Burmistrz o parkingu na Rynku: prywatnie nie przeszkadzałoby mi to

Część południowej pierzei Rynku jako parking dla samochodów osobowych – taki jest postulat Bocheńskiego Związku Pracodawców. Wystosował on pismo w tej sprawie do burmistrza i przewodniczącego rady miejskiej. Co samorządowcy myślą o tej idei?

Edward Sitko, szef Bocheńskiego Związku Pracodawców zwraca uwagę, że wpuszczenie samochodów na płytę Rynku byłoby rozwiązaniem jedynie tymczasowym. Wobec katastrofy jeśli chodzi o liczbę miejsc parkingowych w naszym mieście, każde miejsce parkingowe jest na wagę złota. Nasza propozycja nie jest nowa, a poza tym nie jest propozycją, która ma docelowo rozwiązać problem parkowania – mówi Edward Sitko. Przypomnijmy, postulatem Bocheńskiego Związku Pracodawców już od kilku lat jest organizacja parkingu wielopoziomowego na Placu Okulickiego.

Kazimierz Ścisło, przewodniczący rady miejskiej, jest zdecydowanie przeciwny pomysłowi Bocheńskiego Związku Pracodawców. Jestem przeciwnikiem tworzenia parkingu na Rynku. Niech Rynek zostanie w formie, w jakiej teraz jest. Uważam, że mamy dość innych miejsc i potrzeba nie jednego, a kilku parkingów. Poza tym to, co ma trwać krótki czas, przedłuża się i trwa w nieskończoność – mówi Kazimierz Ścisło.
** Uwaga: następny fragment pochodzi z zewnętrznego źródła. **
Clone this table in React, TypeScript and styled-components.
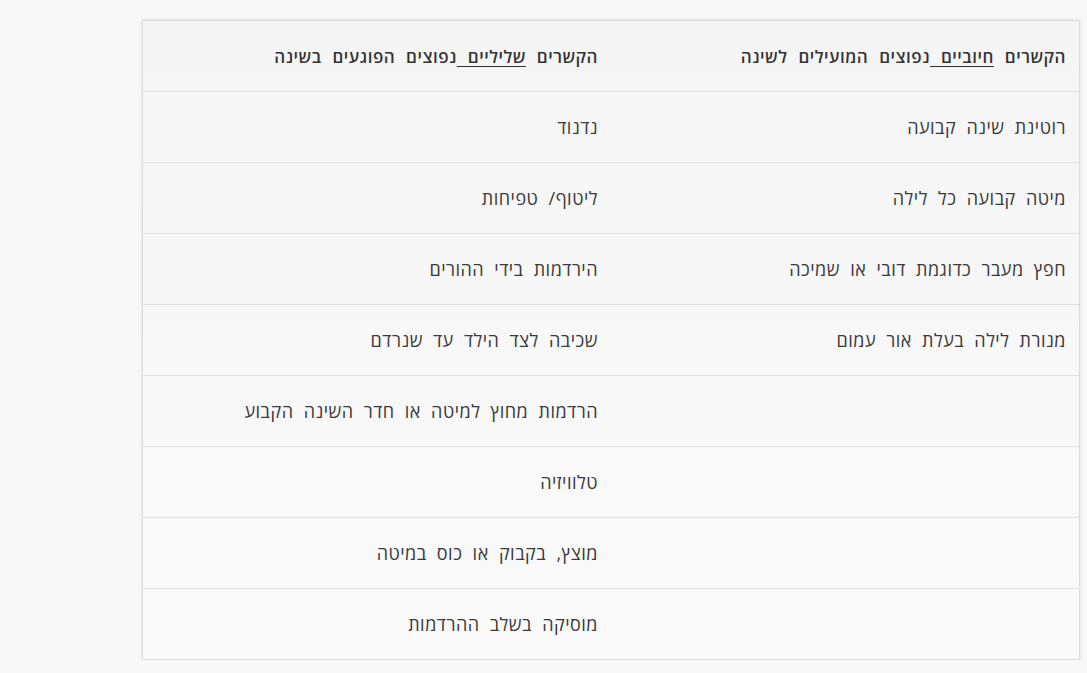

Mniej kategorycznie na temat postulatu Związku Pracodawców wypowiada się burmistrz Stefan Kolawiński. Prywatnie nie przeszkadzałoby mi to. Nie widziałbym problemów w czasowym udostępnieni części Rynku. Natomiast z formalnego punktu widzenia takie zamierzenie jest mało realne, bo konserwator nie wyrazi na to zgody. Moje wątpliwości budzi również problem z organizacją ruchu – mówi burmistrz Stefan Kolawiński.